Viewing wildlife really is a matter of timing, with early morning and spring being the easiest times. Spotting whats in the bush can become VERY addictive.
Alexander George sounds like a very interesting man (with a very interesting career history). I like the concept of thinking of summer as winter; there are many plants that drop leaves/become dormant in summer here and so the analogy works well. You’ve got me thinking!
What a wonderful holiday you had, Jana. I adored the Flinders Ranges too, and went through PA but didn’t have time to visit the Arid Gardens – I want to go back and go there next time. I enjoyed reading about your trip and it brought back memories of my time in the Flinders Ranges. I posted about it too – at http://slowgardener.blogspot.com.au/2014/08/awesome-land-of-gorgeous-gorges.html
I have fantasies of living in a stone cottage like that in a remote place, but I don’t think I could really manage so well living like that. A 7 hour drive is a long way to travel to work!
I loved reading your post, Sue. It’s wonderful to learn more and very interesting to see your photos at a different time of year. I’m not sure we saw any flowers at all although you did remind me of the flies. Mostly not a problem but I was definitely doing the ‘Aussie salute’ for a while on one of the walks! Thanks for sharing the link.
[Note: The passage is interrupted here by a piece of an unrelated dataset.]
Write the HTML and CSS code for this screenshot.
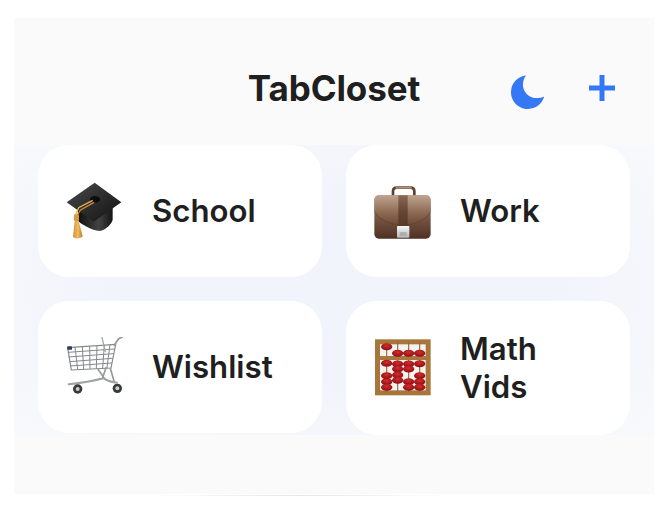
FILE: index.html
```html
<!DOCTYPE html>
<html lang="en">
<head>
<meta charset="utf-8">
<title>TabCloset</title>
<link rel="stylesheet" href="styles.css">
</head>
<body>
<main class="panel">
  <header class="header">
    <span></span>
    <h1 class="title">TabCloset</h1>
    <div class="actions">
      <svg class="moon" viewBox="0 0 34 35"><path d="M15 .4A16.900 16.900 0 1 0 33.200 21.600C25 25 17 22.500 13.500 16 11 11 11.500 5 15 .4Z"/></svg>
      <svg class="plus" viewBox="0 0 26 26"><path d="M13 0V26M0 13H26"/></svg>
    </div>
  </header>
  <section class="grid">
    <a class="card">
      <svg class="icon" viewBox="48 30 180 180">
        <defs>
          <linearGradient id="capTop" x1="0" y1="0" x2="1" y2="1"><stop offset="0" stop-color="#4a4a4a"/><stop offset="1" stop-color="#111"/></linearGradient>
          <linearGradient id="capBase" x1="0" y1="0" x2="1" y2="0"><stop offset="0" stop-color="#0e0e0e"/><stop offset=".6" stop-color="#434343"/><stop offset="1" stop-color="#141414"/></linearGradient>
          <linearGradient id="gold" x1="0" y1="0" x2="1" y2="0"><stop offset="0" stop-color="#d18f2f"/><stop offset=".5" stop-color="#f0bb62"/><stop offset="1" stop-color="#bd7c22"/></linearGradient>
        </defs>
        <path fill="url(#capBase)" d="M84 110V150C105 168 135 180 150 180C170 174 184 160 188 146L188 110Z"/>
        <path fill="url(#capTop)" d="M50 94L134 35L214 94L131 152Z"/>
        <ellipse cx="135" cy="85" rx="15" ry="10" fill="#0c0c0c"/>
        <path fill="none" stroke="#eab050" stroke-width="4" d="M128 88L86 110L78 130"/>
        <path fill="none" stroke="#c98a2f" stroke-width="4" d="M132 94L92 117L82 132"/>
        <rect x="72" y="130" width="15" height="20" rx="3" fill="#d99a3e"/>
        <path fill="url(#gold)" d="M74 150H86L98 196C90 204 75 204 69 197Z"/>
      </svg>
      <span class="label">School</span>
    </a>
    <a class="card">
      <svg class="icon" viewBox="27 15 180 180">
        <defs>
          <linearGradient id="caseBody" x1="0" y1="0" x2="0" y2="1"><stop offset="0" stop-color="#a98a73"/><stop offset=".45" stop-color="#7d5b47"/><stop offset="1" stop-color="#4e3024"/></linearGradient>
          <linearGradient id="caseFlap" x1="0" y1="0" x2="0" y2="1"><stop offset="0" stop-color="#bfa48f"/><stop offset=".6" stop-color="#8b6852"/><stop offset="1" stop-color="#6b4936"/></linearGradient>
          <linearGradient id="caseStrap" x1="0" y1="0" x2="0" y2="1"><stop offset="0" stop-color="#8a6a55"/><stop offset=".5" stop-color="#664634"/><stop offset="1" stop-color="#553828"/></linearGradient>
          <linearGradient id="clasp" x1="0" y1="0" x2="0" y2="1"><stop offset="0" stop-color="#f8f8f8"/><stop offset="1" stop-color="#b5b5b5"/></linearGradient>
        </defs>
        <path fill="none" stroke="#5a4132" stroke-width="8" d="M84 62V46Q84 35 96 35H136Q148 35 148 46V62"/>
        <path fill="none" stroke="#b38e6f" stroke-width="6" d="M92 35H140"/>
        <rect x="28" y="58" width="169" height="130" rx="14" fill="url(#caseBody)"/>
        <path fill="url(#caseFlap)" d="M42 58H183Q197 58 197 72V108Q170 144 122 147H106Q55 144 28 108V72Q28 58 42 58Z"/>
        <path fill="none" stroke="#4e3024" stroke-width="2" opacity=".6" d="M28 108Q55 144 106 147H122Q170 144 197 108"/>
        <rect x="100" y="58" width="28" height="94" fill="url(#caseStrap)"/>
        <rect x="96" y="150" width="37" height="35" rx="3" fill="url(#clasp)"/>
        <rect x="104" y="168" width="21" height="11" rx="2" fill="#8f8f8f" opacity=".5"/>
      </svg>
      <span class="label">Work</span>
    </a>
    <a class="card">
      <svg class="icon" viewBox="33 36 180 180">
        <g fill="none" stroke="#85898b" stroke-linecap="round">
          <path stroke-width="3.500" d="M38 68L182 58L168 129L49 135Z"/>
          <path stroke-width="3" d="M60 67L68 133M82 65L86 132M104 64L105 131M126 62L124 130M148 61L143 129M165 59L156 128"/>
          <path stroke-width="3" d="M40 82L178 72M42 96L175 86M44 110L172 100M46 123L170 114"/>
          <path stroke-width="5" stroke="#96999b" d="M178 60L191 41L202 36"/>
          <path stroke-width="4" stroke="#a5a8a9" d="M141 38L151 80"/>
          <path stroke-width="5" stroke="#96999b" d="M130 134L147 158M166 130L178 172M153 128L143 158"/>
          <path stroke-width="6" stroke="#a0a3a4" d="M41 178Q100 172 145 160Q165 172 186 173"/>
        </g>
        <rect x="37" y="64" width="14" height="10" rx="1" fill="#26425e"/>
        <circle cx="68" cy="192" r="14" fill="#38393a"/><circle cx="68" cy="192" r="6" fill="#c9cbcc"/>
        <circle cx="187" cy="190" r="14" fill="#38393a"/><circle cx="187" cy="190" r="6" fill="#c9cbcc"/>
      </svg>
      <span class="label">Wishlist</span>
    </a>
    <a class="card">
      <svg class="icon" viewBox="27 36 180 180">
        <defs>
          <radialGradient id="bead" cx=".5" cy=".35" r=".7"><stop offset="0" stop-color="#d92b2d"/><stop offset="1" stop-color="#7f0c0e"/></radialGradient>
          <ellipse id="b" rx="17" ry="10.500" fill="url(#bead)"/>
        </defs>
        <rect x="37.500" y="47.500" width="152" height="153" fill="#f6f3ee" stroke="#a8763a" stroke-width="15"/>
        <path fill="none" stroke="#8f6c4c" stroke-width="3.500" d="M65 48V200M98 48V200M131 48V200M164 48V200"/>
        <rect x="40" y="90" width="148" height="12" fill="#a8773b"/>
        <use href="#b" x="65" y="62"/><use href="#b" x="98" y="82"/><use href="#b" x="131" y="82"/><use href="#b" x="164" y="82"/>
        <use href="#b" x="65" y="112"/><use href="#b" x="98" y="114"/><use href="#b" x="131" y="114"/><use href="#b" x="164" y="113"/>
        <use href="#b" x="98" y="129"/><use href="#b" x="131" y="129"/>
        <use href="#b" x="65" y="149"/><use href="#b" x="98" y="147"/><use href="#b" x="164" y="149"/>
        <use href="#b" x="65" y="167"/><use href="#b" x="98" y="163"/><use href="#b" x="131" y="167"/><use href="#b" x="164" y="167"/>
        <use href="#b" x="65" y="184"/><use href="#b" x="131" y="184"/><use href="#b" x="164" y="184"/>
      </svg>
      <span class="label">Math Vids</span>
    </a>
  </section>
</main>
<div class="edge"></div>
</body>
</html>
```

FILE: styles.css
```css
* { box-sizing: border-box; }

html, body { margin: 0; height: 100%; background: #fff; }

body {
  padding: 18px 16px 0 14px;
  font-family: Inter, "Liberation Sans", sans-serif;
  color: #1f1f1f;
  overflow: hidden;
}

.panel {
  display: flex;
  flex-direction: column;
  height: 476px;
  background: #fafafb;
}

.header {
  display: grid;
  grid-template-columns: 1fr auto 1fr;
  align-items: center;
  height: 127px;
  flex: none;
  padding: 13px 0 0;
}

.title {
  margin: 0;
  font-size: 35px;
  line-height: 40px;
  font-weight: 700;
  letter-spacing: -0.1px;
}

.actions {
  display: flex;
  align-items: center;
  justify-content: flex-end;
  gap: 44px;
  padding: 8px 39px 0 0;
}

.moon { width: 34px; height: 35px; fill: #3478f6; }

.plus {
  width: 26px;
  height: 26px;
  margin-bottom: 9px;
  fill: none;
  stroke: #3478f6;
  stroke-width: 5;
}

.grid {
  display: grid;
  grid-template-columns: 284px 284px;
  column-gap: 24px;
  row-gap: 24.500px;
  align-items: start;
  align-content: start;
  height: 290px;
  padding: 0 24px;
  background: radial-gradient(ellipse at 50% 50%, #f1f4fb 45%, #f8f9fc 100%);
}

.card {
  display: flex;
  align-items: center;
  gap: 26px;
  min-height: 131.500px;
  padding: 29px 28px;
  background: #fff;
  border-radius: 31px;
}

.icon { flex: none; width: 60px; height: 60px; }

.label {
  font-size: 31.200px;
  line-height: 38px;
  font-weight: 600;
}

.edge {
  width: 300px;
  height: 1px;
  margin: 1px 0 0 136px;
  background: linear-gradient(90deg, transparent, #e6e6e8 50%, transparent);
}
```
Gosh but I want to visit (never having been to Oz). A friend told me how he came from a small minded town in SE Australia. I commiserated with him and launched in with a tirade on bigots and mean-spirited folk – before he grabbed my arm and said again … a small mining town. My hearing isn’t what it was. Beautiful scenery but I don’t much fancy working there as a gardener. Just saying. Dave
It was a bit of a shock to me when I got here and found that I couldn’t plant something, water it in and leave it to grow. Having said that, we’ve had 120mm of rain in the last 24 hours. It’s nothing if not extreme in this country. Do come and visit though – look me up in Sydney!